The absolute scariest Christmas song ever has to be Fred’s “Christmas is Creepy.”
Fred Figglehorn, as grown out of by Lucas Cruikshank, was a helium-voiced six-year-old with deep emotional problems and millions of followers on his Youtube channel, and on Nickleodeon.
He’s as amusing as a screeching contest, but his song deals with the childhood traumas wrought by Christmas TV specials and stories on the overimaginatively young (He’s coming into the house? When I’m asleep?!)
It’s an added bonus that the performer is so upsetting and the song is so familiarly upbeat. I’m creeps totes.
There’s no better Christmas Ghost story than Dickens’s A Christmas Carol. Terrifying the stuffing outta your contrarian soul in order to learn ya the lessons of the Baby J!

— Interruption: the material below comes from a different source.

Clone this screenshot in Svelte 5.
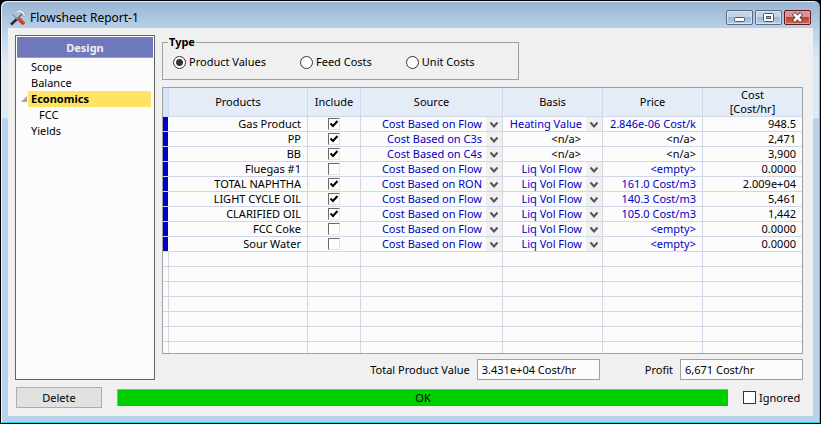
<script>
  let type = $state('Product Values');
  let ignored = $state(false);
  const types = ['Product Values', 'Feed Costs', 'Unit Costs'];
  const tree = [
    { name: 'Scope' },
    { name: 'Balance' },
    { name: 'Economics', open: true },
    { name: 'FCC', child: true },
    { name: 'Yields' }
  ];
  const rows = $state([
    { product: 'Gas Product', include: true, source: 'Cost Based on Flow', basis: 'Heating Value', price: '2.846e-06 Cost/k', cost: '948.5' },
    { product: 'PP', include: true, source: 'Cost Based on C3s', basis: null, price: null, cost: '2,471' },
    { product: 'BB', include: true, source: 'Cost Based on C4s', basis: null, price: null, cost: '3,900' },
    { product: 'Fluegas #1', include: false, source: 'Cost Based on Flow', basis: 'Liq Vol Flow', price: '<empty>', cost: '0.0000' },
    { product: 'TOTAL NAPHTHA', include: true, source: 'Cost Based on RON', basis: 'Liq Vol Flow', price: '161.0 Cost/m3', cost: '2.009e+04' },
    { product: 'LIGHT CYCLE OIL', include: true, source: 'Cost Based on Flow', basis: 'Liq Vol Flow', price: '140.3 Cost/m3', cost: '5,461' },
    { product: 'CLARIFIED OIL', include: true, source: 'Cost Based on Flow', basis: 'Liq Vol Flow', price: '105.0 Cost/m3', cost: '1,442' },
    { product: 'FCC Coke', include: false, source: 'Cost Based on Flow', basis: 'Liq Vol Flow', price: '<empty>', cost: '0.0000' },
    { product: 'Sour Water', include: false, source: 'Cost Based on Flow', basis: 'Liq Vol Flow', price: '<empty>', cost: '0.0000' }
  ]);
  const blanks = [0, 1, 2, 3, 4, 5, 6];
</script>

{#snippet picker(value, label)}
  <div class="picker">
    <select aria-label={label}><option>{value}</option></select>
    <svg class="arrow" viewBox="0 0 16 14" aria-hidden="true"><path d="M4.5 5.5l3.500 4 3.500-4" /></svg>
  </div>
{/snippet}

<main class="window">
  <header class="titlebar">
    <svg class="logo" viewBox="0 0 16 16" aria-hidden="true">
      <path d="M1 14.500L7 9" stroke="#252c35" stroke-width="2.600" />
      <path d="M6.500 9.500L12 4" stroke="#5c646c" stroke-width="1.500" />
      <path d="M7 2l3-.8 3 1.300 1.500 3" stroke="#8b97a3" stroke-width="2.800" />
      <path d="M7 2l3-.8 3 1.300 1.500 3" stroke="#f2f5f7" stroke-width="1.600" />
      <path d="M2.500 4.500l6 5" stroke="#8b97a3" stroke-width="1.500" />
      <path d="M8.500 8.500l5.500 5.500" stroke="#c62a20" stroke-width="3.600" />
      <path d="M9 8.500l5 5" stroke="#ee7c6a" />
    </svg>
    <h1>Flowsheet Report-1</h1>
    <div class="caption">
      <button aria-label="Minimize"><svg viewBox="0 0 25 13"><rect x="7.500" y="6.500" width="10" height="4" rx="1" fill="#fff" stroke="#4b5566" /></svg></button>
      <button aria-label="Maximize"><svg viewBox="0 0 25 13"><rect x="7.500" y="2.500" width="10" height="8" rx="1" fill="#fff" stroke="#4b5566" /><rect x="10.500" y="5.500" width="4" height="2" fill="#9db8d5" stroke="#4b5566" /></svg></button>
      <button class="close" aria-label="Close"><svg viewBox="0 0 25 13"><path d="M8.500 2.500l8 8M16.500 2.500l-8 8" stroke="#4b4050" stroke-width="4.500" /><path d="M9 3l7 7M16 3l-7 7" stroke="#fff" stroke-width="2.600" /></svg></button>
    </div>
  </header>

  <div class="client">
    <div class="body">
      <nav class="tree" aria-label="Design">
        <h2>Design</h2>
        <ul>
          {#each tree as item}
            <li class:open={item.open} class:child={item.child}>
              {#if item.open}<svg class="twisty" viewBox="0 0 6 6" aria-hidden="true"><path d="M6 0v6H0z" /></svg>{/if}
              <a href="#{item.name}">{item.name}</a>
            </li>
          {/each}
        </ul>
      </nav>

      <section class="content">
        <fieldset>
          <legend>Type</legend>
          {#each types as t}
            <label><input type="radio" name="type" value={t} bind:group={type} />{t}</label>
          {/each}
        </fieldset>

        <div class="grid">
          <table>
            <colgroup>
              <col class="c-mark" /><col class="c-product" /><col class="c-include" /><col class="c-source" />
              <col class="c-value" /><col class="c-value" /><col />
            </colgroup>
            <thead>
              <tr>
                <th class="mark"></th>
                <th>Products</th>
                <th>Include</th>
                <th>Source</th>
                <th>Basis</th>
                <th>Price</th>
                <th>Cost<br />[Cost/hr]</th>
              </tr>
            </thead>
            <tbody>
              {#each rows as row}
                <tr>
                  <td class="mark"></td>
                  <td>{row.product}</td>
                  <td class="tick"><input type="checkbox" bind:checked={row.include} aria-label="Include {row.product}" /></td>
                  <td class="pick">{@render picker(row.source, `Source of ${row.product}`)}</td>
                  {#if row.basis}
                    <td class="pick">{@render picker(row.basis, `Basis of ${row.product}`)}</td>
                  {:else}
                    <td class="none">&lt;n/a&gt;</td>
                  {/if}
                  {#if row.price}
                    <td class="price"><input type="text" bind:value={row.price} aria-label="Price of {row.product}" /></td>
                  {:else}
                    <td>&lt;n/a&gt;</td>
                  {/if}
                  <td>{row.cost}</td>
                </tr>
              {/each}
              {#each blanks as b}
                <tr><td></td><td></td><td></td><td></td><td></td><td></td><td></td></tr>
              {/each}
            </tbody>
          </table>
        </div>

        <div class="totals">
          <label for="total">Total Product Value</label>
          <input id="total" type="text" readonly value="3.431e+04 Cost/hr" />
          <label class="profit" for="profit">Profit</label>
          <input id="profit" type="text" readonly value="6,671 Cost/hr" />
        </div>
      </section>
    </div>

    <footer>
      <button class="delete">Delete</button>
      <div class="status" role="status">OK</div>
      <label><input type="checkbox" bind:checked={ignored} />Ignored</label>
    </footer>
  </div>
</main>

<style>
  :global(body) { background: #000; }
  :global(#app) { height: 100vh; }
  * { box-sizing: border-box; }
  h1, h2, ul, fieldset, legend { margin: 0; padding: 0; font-weight: 400; }
  .window {
    height: 100%;
    display: flex;
    flex-direction: column;
    padding: 0 6px 6px;
    border: 1px solid #000;
    border-radius: 7px 7px 0 0;
    box-shadow: inset 1px 1px #e8f4fc, inset -1px -1px #27d3ea;
    background: linear-gradient(#99b4d1, #b9d1ea 28px, #dceaf7 60px, #dceaf7 117px, #b9d1ea 118px);
    font: 11px/16px "Noto Sans", "Open Sans", sans-serif;
    color: #000;
  }
  button, input, select { font: inherit; color: inherit; margin: 0; }
  .titlebar { flex: none; height: 27px; display: flex; align-items: center; padding: 6px 3px 0 3px; }
  .logo { width: 16px; height: 16px; margin-right: 4px; fill: none; }
  h1 { flex: 1; font-size: 12px; line-height: 18px; }
  .caption { display: flex; gap: 2px; align-self: flex-start; padding-top: 3px; }
  .caption button {
    width: 27px;
    height: 15px;
    padding: 0;
    border: 1px solid #5a6b85;
    border-radius: 2px;
    box-shadow: inset 0 0 0 1px #d5e3f2;
    background: linear-gradient(#c3d4e8 50%, #9db7d5 50%, #b9d0e8);
  }
  .caption svg { display: block; width: 100%; height: 13px; }
  .caption .close { border-color: #5c1b22; box-shadow: inset 0 0 0 1px #e4a296; background: linear-gradient(#dc9488 50%, #c04030 50%, #cc6a50); }
  .client { flex: 1; min-height: 0; display: flex; flex-direction: column; gap: 7px; padding: 7px 10px 8px 7px; margin: 0 1px 1px; background: #f0f0f0; }
  .body { flex: 1; min-height: 0; display: flex; gap: 7px; }
  .tree { flex: none; width: 140px; border: 1px solid #646464; background: #fcfcfc; padding: 1px; }
  h2 { height: 21px; border-bottom: 1px solid #a0a0a0; background: #7078bc; color: #f0f0f0; font-size: 11px; font-weight: 700; line-height: 22px; text-align: center; }
  ul { list-style: none; padding: 1px 2px 0 11px; }
  li { position: relative; height: 16px; }
  a { display: block; padding-left: 3px; color: inherit; text-decoration: none; line-height: 16px; }
  .open { background: #ffe365; font-weight: 700; }
  .child { padding-left: 8px; }
  .twisty { position: absolute; left: -7px; top: 5px; width: 6px; height: 6px; fill: #a0a0a0; }
  .content { flex: 1; min-width: 0; display: flex; flex-direction: column; }
  fieldset { flex: none; width: 357px; height: 45px; display: flex; align-items: flex-start; gap: 34px; padding: 5px 10px 0; border: 1px solid #a0a0a0; }
  legend { margin-left: -5px; padding: 0 1px; line-height: 14px; font-weight: 700; }
  label { display: flex; align-items: center; gap: 3px; white-space: nowrap; }
  input[type="radio"], input[type="checkbox"] { appearance: none; flex: none; width: 13px; height: 13px; border: 1px solid #333; background: #fff; }
  input[type="radio"] { border-radius: 50%; }
  input[type="radio"]:checked { background: radial-gradient(#333 3px, #fff 4px); }
  footer input[type="checkbox"]:checked { background: #333; }
  .grid { flex: 1; min-height: 0; overflow: hidden; margin-top: 7px; border: 1px solid #a0a0a0; background: #fcfcfc; }
  table { width: 100%; table-layout: fixed; border-collapse: separate; border-spacing: 0; }
  .c-mark { width: 6px; }
  .c-product { width: 139px; }
  .c-include { width: 53px; }
  .c-source { width: 142px; }
  .c-value { width: 100px; }
  th { height: 29px; padding: 0; border: solid #d0d8e8; border-width: 0 1px 1px 0; background: #e4ecf7; font-weight: 400; line-height: 14px; }
  th.mark { background: #d5e4fa; }
  td { height: 15px; padding: 0 6px 0 0; border: solid #d0d8e8; border-width: 0 1px 1px 0; line-height: 14px; text-align: right; white-space: nowrap; }
  td:last-child, th:last-child { border-right: 0; }
  td.mark { padding: 0; border-right-color: #fcfcfc; background: #0000c8; background-clip: padding-box; }
  td.none { padding-right: 21px; }
  td.tick { padding: 0; text-align: center; }
  td.pick, td.price { padding: 0; color: #0000c8; }
  .tick input[type="checkbox"] { display: block; width: 12px; height: 12px; margin: 0 auto; border: 1px solid #e4e4e4; border-top-color: #696969; border-left-color: #696969; }
  .tick input[type="checkbox"]:checked {
    background: #fff url("data:image/svg+xml,%3Csvg xmlns='http://www.w3.org/2000/svg' viewBox='0 0 10 10'%3E%3Cpath d='M1.500 4.500l2.500 2.500 4.500-5' fill='none' stroke='%23000' stroke-width='2'/%3E%3C/svg%3E") center / 10px 10px;
  }
  .picker { position: relative; height: 14px; }
  select { appearance: none; display: block; width: 100%; height: 14px; padding: 0 20px 0 0; border: 0; background: none; line-height: 14px; text-align: right; text-align-last: right; }
  .arrow { position: absolute; top: 0; right: 0; width: 16px; height: 14px; background: #f0f0f0; fill: none; stroke: #555; stroke-width: 2; pointer-events: none; }
  .price input { display: block; width: 100%; height: 14px; padding: 0 6px 0 0; border: 0; background: none; line-height: 14px; text-align: right; }
  .totals { flex: none; display: flex; justify-content: flex-end; align-items: center; gap: 7px; padding-top: 5px; }
  .totals input { width: 123px; height: 21px; padding: 0 4px; border: 1px solid #a0a0a0; background: #fcfcfc; }
  .totals .profit { margin-left: 38px; }
  footer { flex: none; display: flex; align-items: center; gap: 15px; }
  footer label { width: 60px; }
  .delete { width: 86px; height: 21px; margin-left: 1px; padding: 0; border: 1px solid #adadad; background: #e1e1e1; }
  .status { flex: 1; height: 17px; border: solid #a0a0a0; border-width: 1px 0 0 1px; background: #00cf00; text-align: center; line-height: 16px; }
</style>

Boss Martians have a great rocker called “3 Ghosts.” I dance to it (but not a Halloween dance). (It’s currently blocked on Youtube.)
Animaniacs have a ChristmasCarol episode with songs. They’re fun, but 10 minutes later i’m starved for music again.
Which i guess means i oughta mention the Mr. Magoo Christmas Carol and its big hit “Alone in the World.” It’s sweetly sad, not ghosty enow.
Superplushybros’s “Christmas Carol Rap” is clever but clumsy and coulda used a bit more jingle in the backbeat.
Chris Blackwood’s musical adaptation includes the song “Link by Link” which is noisy and cutesy at the same unfortunate time.
But my favorite ghost song springing from this source has gotta be “Marley and Marley” from A Muppet Christmas Carol by the inimitable Paul Williams. Love ya, PW!